Shit Island

Mit dem Briten James Cook fing alles an. Seit der Seefahrer vor über 200 Jahren Artefakte und Geschichten aus den unbekannten Weiten des Pazifiks nach Europa brachte, phantasiert der Europäer über die Südsee. Paul Gauguin malte, liebte und starb auf den französischen Inselkolonie Hiva Oa. Später trugen dort stationierte Soldaten die Vorstellung des vermeintlich paradiesisch wilden Inseltreibens in die USA der Nachkriegsjahre, wo es Teil der Popkultur wurde und Elvis im Hawaiihemd auf der Ukulele klampf-te. In Deutschland war es etwa Ina Deter, die sich nach Exotik sehnte. Sie wollte »einfach weg, mal was andres sehn, Südsee vielleicht oder so, mit Palmen und Meer, da irgendwo.«

 

»Verschwurbelte Projektionen oder einen überheblich chauvinistisch europäischen Blick lassen sich auch in Dokumenten aus den Archiven finden,« erzählt Regisseur André Erlen von der Gruppe Futur3 über die Recherche zu seinem neuen Projekt »Shit Island — ein postkolonialer Südsee-Traum«. Anhand ethnologischer Studien, kolonialer Berichte, Südseeschlagern, Gesprächen mit Bewohnern und Touristen wollen die Theatermacher die Verstrickung des europäischen Imperialismus und Inszenierung von Südsee-Sehnsucht sezieren. 
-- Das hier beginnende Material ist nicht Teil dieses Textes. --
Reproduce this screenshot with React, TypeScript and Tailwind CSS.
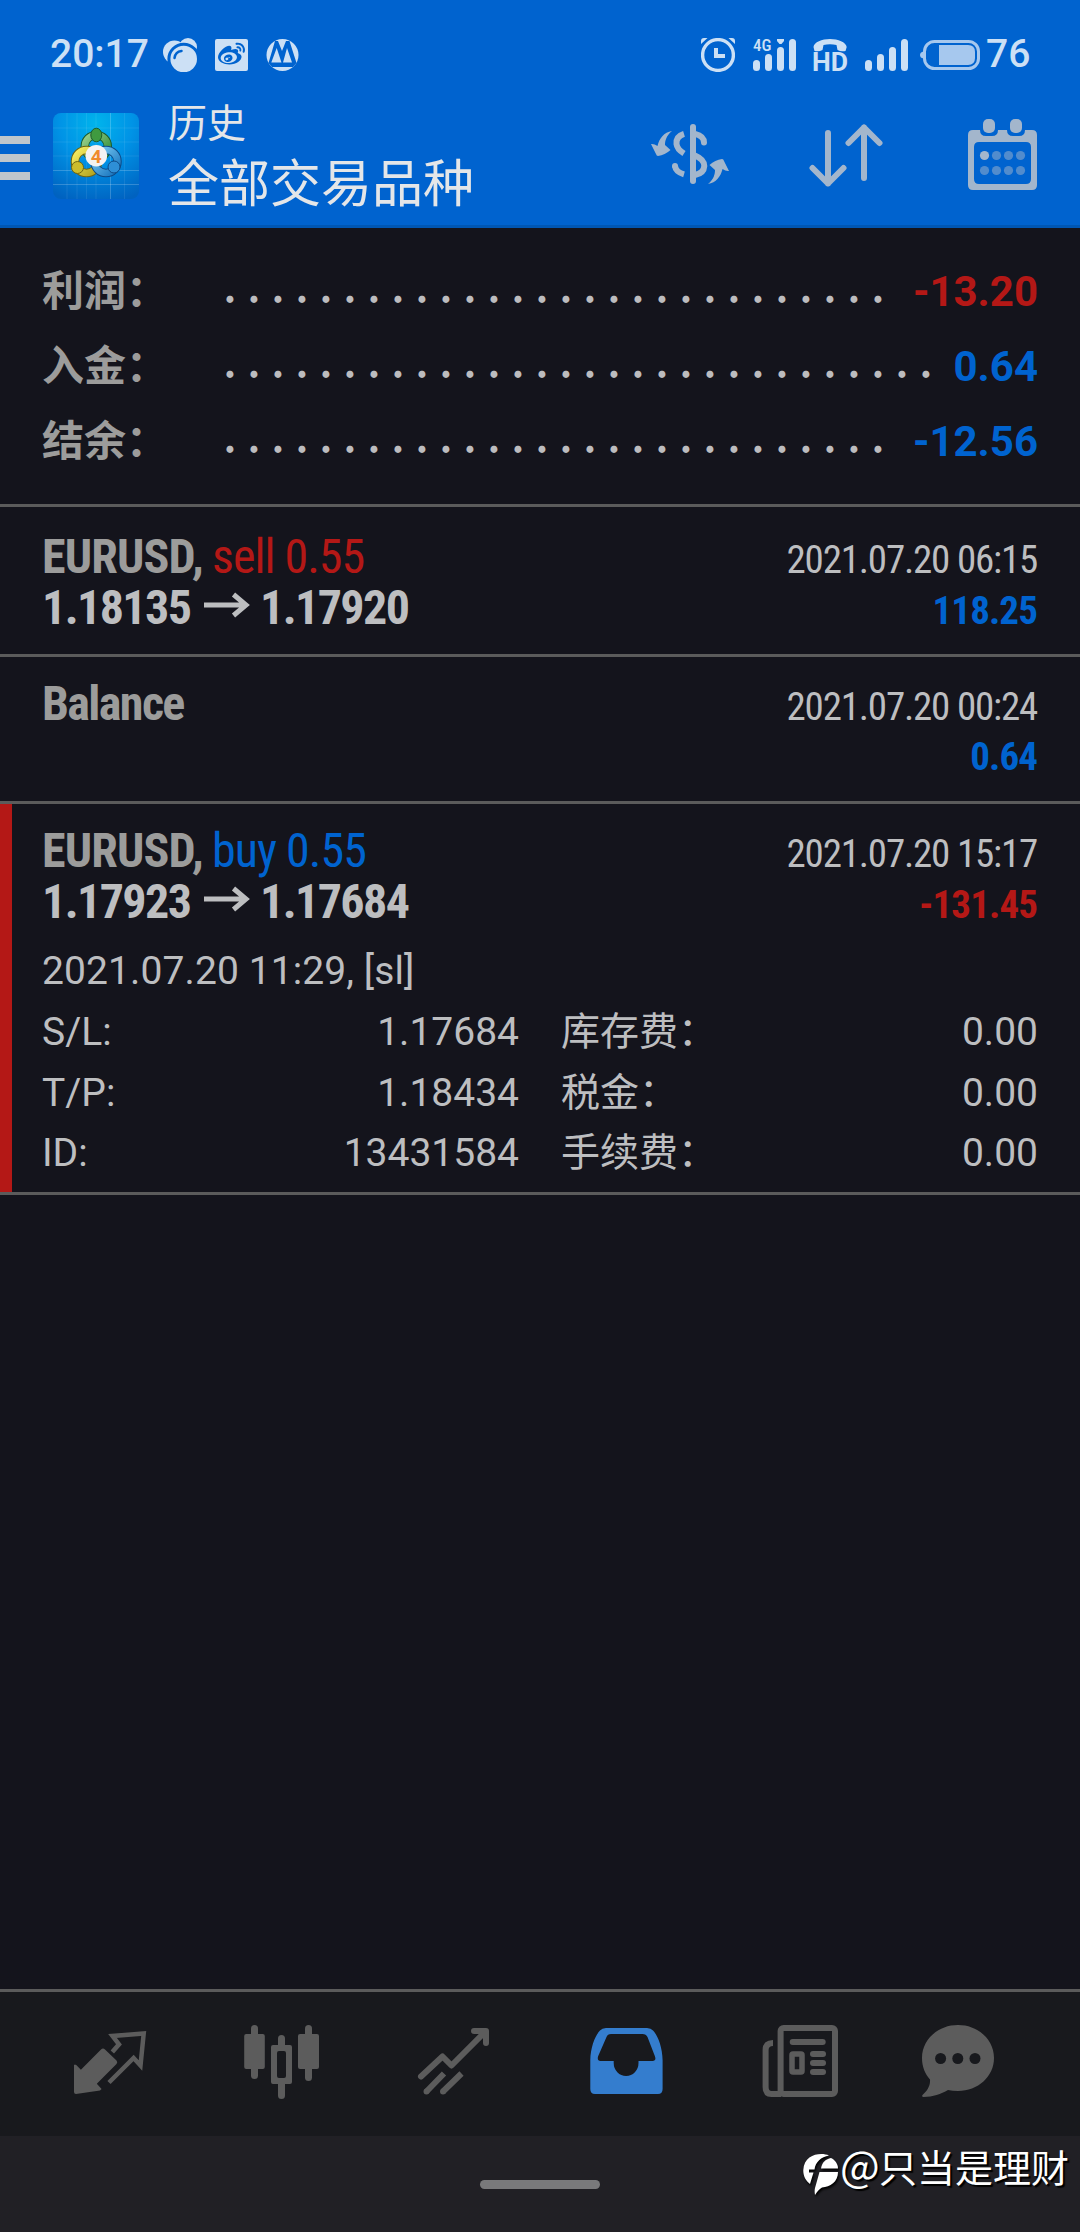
import { FaWeibo } from "react-icons/fa";

const summary = [
  { label: "利润：", dots: 28, value: "-13.20", color: "text-[#b41816]" },
  { label: "入金：", dots: 30, value: "0.64", color: "text-[#0063cf]" },
  { label: "结余：", dots: 28, value: "-12.56", color: "text-[#0063cf]" },
];

const details = [
  ["S/L:", "1.17684", "库存费：", "0.00"],
  ["T/P:", "1.18434", "税金：", "0.00"],
  ["ID:", "13431584", "手续费：", "0.00"],
];

const SignalBars = ({ network }: { network?: string }) => (
  <svg
    className="overflow-visible"
    width="43"
    height="32"
    viewBox="0 0 43 32"
    fill="#cce0f5"
  >
    <rect x="0" y="21" width="7" height="11" rx="3.5" />
    <rect x="12" y="15" width="7" height="17" rx="3.5" />
    <rect x="24" y="8" width="7" height="24" rx="3.5" />
    <rect x="36" y="0" width="7" height="32" rx="3.5" />
    {network && (
      <>
        <path d="M24 0H31V2L28.5 5H26.5L24 2Z" />
        <text
          x="0"
          y="12"
          textLength="18.5"
          lengthAdjust="spacingAndGlyphs"
          className="font-['Roboto_Condensed',sans-serif] text-[17px] font-medium"
        >
          {network}
        </text>
      </>
    )}
  </svg>
);

const StatusBar = () => (
  <div className="mt-[33px] flex h-[43px] items-center pl-[50px] font-['Roboto',sans-serif] text-[39px] leading-[43px] font-medium text-[#cce0f5]">
    <span className="w-[113px]">20:17</span>
    <svg width="34" height="34" viewBox="0 0 34 34" fill="#cce0f5">
      <circle cx="11.5" cy="14" r="11.5" />
      <circle cx="25" cy="9" r="9" />
      <circle cx="20.7" cy="21" r="14.8" stroke="#0063cf" strokeWidth="3" />
      <path
        d="M11.5 20C12 16.500 14.500 13.500 18.500 13"
        fill="none"
        stroke="#0063cf"
        strokeWidth="2.5"
        strokeLinecap="round"
      />
    </svg>
    <span className="ml-[18px] flex h-8 w-[33px] items-center justify-center rounded-[2px] bg-[#cce0f5]">
      <FaWeibo size="27px" color="#0063cf" />
    </span>
    <svg className="ml-[18px]" width="33" height="32" viewBox="0 0 33 32" fill="#cce0f5">
      <circle cx="16.5" cy="16" r="16" />
      <path d="M2.500 24L9 2H12L16 12L20 2H23.500L30.500 24L27 28H6Z" fill="#0063cf" />
      <path d="M5.300 23.500L10.700 9L15.500 23.500ZM17 23.500L21 9L26 23.500Z" />
    </svg>

    <svg className="ml-[402px]" width="34" height="34" viewBox="0 0 34 34" fill="none">
      <circle cx="17" cy="17" r="15.4" stroke="#cce0f5" strokeWidth="3.4" />
      <path d="M15 10V18H24" stroke="#cce0f5" strokeWidth="4" />
      <path d="M0 6V3Q0 0 3 0H6.500ZM34 6V3Q34 0 31 0H27.500Z" fill="#cce0f5" />
    </svg>
    <span className="ml-[18px]">
      <SignalBars network="4G" />
    </span>
    <svg
      className="ml-[17px] overflow-visible"
      width="34"
      height="32"
      viewBox="0 0 34 32"
      fill="#cce0f5"
    >
      <path d="M0.500 8C1 3 9 0 17 0S33 3 33.700 8L32.500 12Q28 13 24.500 11L23.500 6Q17 4.500 10.500 6L9.500 11Q6 13 1.500 12Z" />
      <text
        x="-1"
        y="31.5"
        textLength="36"
        lengthAdjust="spacingAndGlyphs"
        className="font-['Roboto',sans-serif] text-[25px] font-bold"
      >
        HD
      </text>
    </svg>
    <span className="ml-[18px]">
      <SignalBars />
    </span>
    <svg className="ml-3" width="60" height="30" viewBox="0 0 60 30">
      <rect
        x="4.5"
        y="1.5"
        width="54"
        height="27"
        rx="10"
        fill="none"
        stroke="#a6c8ee"
        strokeWidth="3"
      />
      <path d="M3.500 11.500Q0 12 0 15T3.500 18.500Z" fill="#a6c8ee" />
      <path d="M19 5H48Q55 5 55 12V18Q55 25 48 25H19Z" fill="#a6c8ee" />
    </svg>
    <span className="ml-1.5">76</span>
  </div>
);

const AppLogo = () => (
  <svg width="86" height="86" viewBox="0 0 86 86">
    <defs>
      <radialGradient id="tile" cx="50%" cy="12%" r="95%">
        <stop offset="0" stopColor="#00b4ec" />
        <stop offset="0.45" stopColor="#0093e6" />
        <stop offset="1" stopColor="#0062c0" />
      </radialGradient>
      <linearGradient id="green" x1="0" y1="0" x2="1" y2="1">
        <stop offset="0" stopColor="#9bd08c" />
        <stop offset="1" stopColor="#2c8a35" />
      </linearGradient>
      <linearGradient id="yellow" x1="0" y1="0" x2="1" y2="1">
        <stop offset="0" stopColor="#f6ee62" />
        <stop offset="1" stopColor="#b0a01c" />
      </linearGradient>
      <linearGradient id="blue" x1="0" y1="0" x2="1" y2="1">
        <stop offset="0" stopColor="#7cccf5" />
        <stop offset="1" stopColor="#1673bd" />
      </linearGradient>
    </defs>
    <rect width="86" height="86" rx="8" fill="url(#tile)" />
    <path
      d="M14 0V86M24 0V86M33.500 0V86M43 0V86M71.500 0V86M0 15H86M0 29H86M0 43H86"
      stroke="#fff"
      strokeOpacity="0.08"
    />
    <path d="M57.500 0V86M0 57.500H86M0 71.500H86" stroke="#fff" strokeOpacity="0.2" />
    <g fill="none">
      <circle cx="43.3" cy="33.5" r="11.5" stroke="#1c5a2a" strokeWidth="8.5" />
      <circle cx="43.3" cy="33.5" r="11.5" stroke="url(#green)" strokeWidth="6.5" />
      <circle cx="33.5" cy="48.5" r="11.5" stroke="#6e6512" strokeWidth="8.5" />
      <circle cx="33.5" cy="48.5" r="11.5" stroke="url(#yellow)" strokeWidth="6.5" />
      <circle cx="53" cy="48.5" r="11.5" stroke="#0e4a86" strokeWidth="8.5" />
      <circle cx="53" cy="48.5" r="11.5" stroke="url(#blue)" strokeWidth="6.5" />
    </g>
    <ellipse cx="43.3" cy="22" rx="5.5" ry="6.8" fill="#3f9a40" stroke="#1c5a2a" />
    <circle cx="24.5" cy="54.5" r="6" fill="#cbbd2c" stroke="#6e6512" />
    <circle cx="61" cy="54" r="6" fill="#2e8fd6" stroke="#0e4a86" />
    <circle cx="43.3" cy="42.7" r="10.8" fill="#f4f2f2" />
    <text
      x="43.3"
      y="49.5"
      textAnchor="middle"
      fill="#f08a2c"
      className="font-['Roboto',sans-serif] text-[19px] font-bold"
    >
      4
    </text>
  </svg>
);

const exchangeArrow =
  "M21 7C15 12 14 17 14 21L19.500 26Q14 31 7 32Q5.500 32 5 30L0 20Q3 19.500 6.500 22C8 15 13 8 21 7Z";

const Toolbar = () => (
  <div className="flex h-[152px] items-start border-b-[3px] border-[#0057b4]">
    <div className="mt-[60px] flex w-[30px] flex-col gap-2.5">
      <div className="h-2 bg-[#bfc6cc]" />
      <div className="h-2 bg-[#bfc6cc]" />
      <div className="h-2 bg-[#bfc6cc]" />
    </div>
    <div className="mt-[37px] ml-[23px]">
      <AppLogo />
    </div>
    <div className="mt-[18px] ml-[29px] w-[483px] font-['Noto_Sans_CJK_SC',sans-serif] text-[#e4e6e8]">
      <div className="text-[39px] leading-[52px]">历史</div>
      <div className="mt-0.5 text-[51px] leading-[64px]">全部交易品种</div>
    </div>
    <svg className="mt-12" width="78" height="60" viewBox="0 0 78 60" fill="#a3b6cc">
      <rect x="39" y="0" width="6" height="60" rx="3" />
      <g fill="none" stroke="#a3b6cc" strokeWidth="6">
        <path d="M33 9.800C27.500 11.500 25 15 25.500 20C26 24.500 29 27 33 29.500" />
        <path d="M44 9.800C49 11 53 14 53 18.500" strokeLinecap="round" />
        <path d="M44 31.500C50 34 53.300 38 53.300 42C53 47 49 50 44 51" />
        <path d="M24 42C24.500 46.500 28.500 49 33 50.300" />
      </g>
      <circle cx="24" cy="42" r="3" />
      <path d={exchangeArrow} />
      <path d={exchangeArrow} transform="rotate(180 39 33.5)" />
    </svg>
    <svg
      className="mt-12 ml-20"
      width="74"
      height="63"
      viewBox="0 0 74 63"
      fill="none"
      stroke="#a3b6cc"
      strokeWidth="6"
      strokeLinecap="round"
      strokeLinejoin="round"
    >
      <path d="M19 9V59.500M3.500 44L19 59.500L34.500 44" />
      <path d="M55 54V3.500M39.500 19L55 3.500L70.500 19" />
    </svg>
    <svg className="mt-[43px] ml-[85px]" width="69" height="71" viewBox="0 0 69 71" fill="#a3b6cc">
      <path
        fillRule="evenodd"
        d="M5 11H12Q12 17 18 17H24Q30 17 30 11H39Q39 17 45 17H51Q57 17 57 11H64Q69 11 69 16V66Q69 71 64 71H5Q0 71 0 66V16Q0 11 5 11ZM11 23Q6 23 6 28V60Q6 65 11 65H58Q63 65 63 60V28Q63 23 58 23Z"
      />
      <rect x="15" y="0" width="12" height="14" rx="5" />
      <rect x="42" y="0" width="12" height="14" rx="5" />
      {[36.5, 51.5].map((cy) =>
        [16.5, 28.5, 40.5, 52.5].map((cx) => (
          <circle
            key={`${cx}-${cy}`}
            cx={cx}
            cy={cy}
            r="4.6"
            opacity={cx === 16.5 && cy === 36.5 ? 1 : 0.5}
          />
        ))
      )}
    </svg>
  </div>
);

const Summary = () => (
  <div className="h-[279px] border-b-[3px] border-[#5b5b5b] px-[42px] pt-[22px] text-[42px] leading-[75px] font-bold">
    {summary.map((e) => (
      <div key={e.label} className="flex h-[75px] items-baseline">
        <span className="w-44 font-['Noto_Sans_CJK_SC',sans-serif] text-[#9c9c9b]">
          {e.label}
        </span>
        <span className="flex -translate-y-[3px] font-['Noto_Sans_CJK_SC',sans-serif] text-[38px] text-[#bcbcbe]">
          {Array.from({ length: e.dots }, (_, i) => (
            <span key={i} className="w-6 text-center">
              .
            </span>
          ))}
        </span>
        <span className={`ml-auto font-['Roboto',sans-serif] ${e.color}`}>
          {e.value}
        </span>
      </div>
    ))}
  </div>
);

const PriceMove = ({ from, to }: { from: string; to: string }) => (
  <div className="flex items-baseline font-bold tracking-[-1.6px] text-[#bdbec0]">
    <span className="w-[162px]">{from}</span>
    <svg
      className="mt-[10px] self-start"
      width="46"
      height="26"
      viewBox="0 0 46 26"
      fill="none"
      stroke="#bdbec0"
      strokeWidth="5"
    >
      <path d="M0 13H42M29.500 2.500L42 13L29.500 23.500" />
    </svg>
    <span className="ml-2.5">{to}</span>
  </div>
);

interface DealProps {
  title: React.ReactNode;
  time: string;
  profit: string;
  profitColor: string;
  move?: React.ReactNode;
}

const DealHead = ({ title, time, profit, profitColor, move }: DealProps) => (
  <div className="font-['Roboto_Condensed',sans-serif] text-[48px] leading-[51px]">
    <div className="flex h-[51px] items-baseline">
      {title}
      <span className="mr-[1px] ml-auto text-[39px] tracking-[-1.2px] text-[#bdbec0]">
        {time}
      </span>
    </div>
    <div className={`flex h-[51px] items-baseline ${move ? "" : "pt-[3px]"}`}>
      {move}
      <span
        className={`mr-[1px] ml-auto text-[39px] font-bold tracking-[-0.9px] ${profitColor}`}
      >
        {profit}
      </span>
    </div>
  </div>
);

const symbol = (
  <span className="w-[170px] font-bold tracking-[-0.85px] text-[#9c9c9b]">EURUSD,</span>
);

const History = () => (
  <div className="flex-1">
    <div className="h-[150px] border-b-[3px] border-[#5b5b5b] px-[42px] pt-6">
      <DealHead
        title={
          <>
            {symbol}
            <span className="tracking-[-1px] text-[#b41816]">sell 0.55</span>
          </>
        }
        time="2021.07.20 06:15"
        profit="118.25"
        profitColor="text-[#0063cf]"
        move={<PriceMove from="1.18135" to="1.17920" />}
      />
    </div>
    <div className="h-[147px] border-b-[3px] border-[#5b5b5b] px-[42px] pt-[21px]">
      <DealHead
        title={
          <span className="font-bold tracking-[-1.6px] text-[#9c9c9b]">Balance</span>
        }
        time="2021.07.20 00:24"
        profit="0.64"
        profitColor="text-[#0063cf]"
      />
    </div>
    <div className="flex h-[391px] border-b-[3px] border-[#5b5b5b]">
      <div className="w-3 bg-[#b41816]" />
      <div className="flex-1 pt-[21px] pr-[42px] pl-[30px]">
        <DealHead
          title={
            <>
              {symbol}
              <span className="tracking-[-0.95px] text-[#0063cf]">buy 0.55</span>
            </>
          }
          time="2021.07.20 15:17"
          profit="-131.45"
          profitColor="text-[#b41816]"
          move={<PriceMove from="1.17923" to="1.17684" />}
        />
        <div className="font-['Roboto',sans-serif] text-[39px] leading-[61px] text-[#bdbec0]">
          <div className="mt-3.5 h-[57px] tracking-[0.1px]">2021.07.20 11:29, [sl]</div>
          {details.map(([name, value, fee, amount]) => (
            <div key={name} className="flex h-[60.5px] items-baseline">
              <span>{name}</span>
              <span className="ml-auto">{value}</span>
              <span className="ml-[42px] w-[250px] font-['Noto_Sans_CJK_SC',sans-serif]">
                {fee}
              </span>
              <span className="w-[227px] text-right">{amount}</span>
            </div>
          ))}
        </div>
      </div>
    </div>
  </div>
);

const tabs = [
  // quotes
  <>
    <path d="M80 57.500Q82 55.500 84 57.500L95.500 68.500Q97 70.300 95.500 72L75.800 91.700L80.600 97L79 98.500L55 102Q53 102 53 100V72.700H55L59.900 77.700Z" />
    <path
      d="M91.300 60L98 52.300L91.500 44L122.700 41.500L119.500 73.500L112.600 66L88 90.500"
      fill="none"
      stroke="currentColor"
      strokeWidth="4.5"
    />
  </>,
  // charts
  <>
    <rect x="50.2" y="42" width="20.6" height="35" rx="2" />
    <rect x="57" y="33" width="7" height="54" rx="3.5" />
    <path
      fillRule="evenodd"
      d="M79 53H96Q98 53 98 55V90Q98 92 96 92H79Q77 92 77 90V55Q77 53 79 53ZM85 59Q83 59 83 61V84Q83 86 85 86H90Q92 86 92 84V61Q92 59 90 59Z"
    />
    <path d="M84 54V46.500Q84 43 87.500 43T91 46.500V54ZM84 91V103.500Q84 107 87.500 107T91 103.500V91Z" />
    <rect x="104" y="42" width="21" height="35" rx="2" />
    <rect x="111" y="33" width="7" height="56" rx="3.5" />
  </>,
  // trade
  <g fill="none" stroke="currentColor" strokeWidth="6">
    <path
      d="M54 84.500L75.500 64.500L84.500 73.500L118.500 39.500M107 39H119V51"
      strokeLinecap="round"
      strokeLinejoin="round"
    />
    <path d="M77 81.500L59.500 99.500M94.500 81.500L76 99.500" />
    <path d="M59.500 99.500V99.501M76 99.500V99.501" strokeLinecap="round" />
  </g>,
  // history
  <path
    fillRule="evenodd"
    d="M50.300 68C50.500 55 55.500 43 60 38.500Q62 36 66 36H107Q111 36 113 38.500C117.500 43 122.500 55 122.600 68V97Q122.600 102 118 102H55Q50.300 102 50.300 97ZM71 42Q67.500 42 66.500 45L58 64.500Q57 69 60.500 69H73.700V71A12.400 13 0 0 0 98.500 71V69H112.500Q116.500 69 115 64.500L107.500 45Q106 42 102.500 42Z"
  />,
  // news
  <>
    <g fill="none" stroke="currentColor" strokeWidth="6">
      <rect x="67.6" y="36" width="54.4" height="66" rx="3" />
      <path d="M60 51Q52.600 51 52.600 58V95Q52.600 102 58.500 102H68" />
      <rect x="79" y="62" width="10" height="18" rx="1" strokeWidth="5.5" />
    </g>
    <rect x="76.7" y="47" width="36" height="6" rx="3" />
    <rect x="97" y="59" width="16" height="6" rx="3" />
    <rect x="97" y="68" width="16" height="6" rx="3" />
    <rect x="97" y="77" width="16" height="6" rx="3" />
  </>,
  // chat
  <>
    <path d="M72 33C92 33 108 47.500 108 66S92 99 72 99Q66.500 99 62 98C55 102 47 105 37.500 105Q35.500 104.500 36.500 103C41 99 44.500 94 44 87.500C39 82 36 74.500 36 66C36 47.500 52 33 72 33Z" />
    <g fill="#18191d">
      <circle cx="54.6" cy="66.5" r="5.5" />
      <circle cx="71.8" cy="66.5" r="5.5" />
      <circle cx="89" cy="66.5" r="5.5" />
    </g>
  </>,
];

const TabBar = () => (
  <div className="flex h-[147px] border-t-[3px] border-[#5b5b5b] bg-[#18191d] pl-[21px]">
    {tabs.map((icon, i) => (
      <button key={i} className={i === 3 ? "text-[#347dce]" : "text-[#5c5c5c]"}>
        <svg width="173" height="144" viewBox="0 0 173 144" fill="currentColor">
          {icon}
        </svg>
      </button>
    ))}
  </div>
);

const Watermark = () => (
  <div className="absolute top-0 right-[11px] flex items-baseline font-['Noto_Sans_CJK_SC',sans-serif] leading-[56px] text-white [text-shadow:2px_2px_1px_#000]">
    <svg
      className="mt-[17px] self-start drop-shadow-[1px_2px_1px_#000]"
      width="36"
      height="43"
      viewBox="0 0 36 43"
      fill="#fff"
    >
      <path d="M26 2.500C18 -1 1 1 0.300 17C0 23 3 28 7 31L10.500 19.500H6V16.500H11.500C12.500 9 18 4 26 2.500Z" />
      <path d="M28 5C23 6 19 9 18 15.500H35C35 11 32 7 28 5Z" />
      <path d="M16.500 19H35C35 29 27 34 19 34.500C16 36 14 39 12 42C11.500 39 11.500 37 12 35Z" />
    </svg>
    <span className="ml-[1px] w-[39px] text-[42px]">@</span>
    <span className="text-[38px]">只当是理财</span>
  </div>
);

export default function App() {
  return (
    <div className="flex h-[2232px] w-[1080px] flex-col overflow-hidden bg-[#14141c]">
      <div className="flex h-[228px] flex-col bg-[#0063cf]">
        <StatusBar />
        <Toolbar />
      </div>
      <Summary />
      <History />
      <TabBar />
      <div className="relative flex h-24 justify-center bg-[#212025]">
        <div className="mt-11 h-[9px] w-[120px] rounded-full bg-[#79797b]" />
        <Watermark />
      </div>
    </div>
  );
}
Dazu hieven sie die Geschichte von Nauru auf die Bühne, ehemalige deutsche Kolonie und der kleinste Inselstaat der Erde: Hier wurde ein armes Inselvolk dank Phosphatabbau stinkreich, fett und zuckerkrank. Dann versank es in Armut. Heute ist ein Flüchtlingscamp die größte Devisenquelle: Australien parkt dort Geflüchtete, die man nicht im eigenen Land haben will.

 

»Auf 21 Quadratkilometern spielt sich das ganze Drama von Kapitalismus ab,« erklärt Erlen. Im ersten Teil des Abends reisen drei Performer mit Texten von Seefahrern und Expressionisten durch die Kolonial-zeit, um dann die kleine Insel unter die Lupe zu nehmen. Dazu wird ein Radiostudio aufgebaut, Sehnsuchts--Narrative werden befragt. Wenn »Shit Island« auch nur annähernd so gut gelingt wie die letzte Sozialstudie von Futur3, »Ortschaft abgeschaltet« über das österreichische Dorf Marienthal, darf man sich auf ein Highlight im Herbst freuen.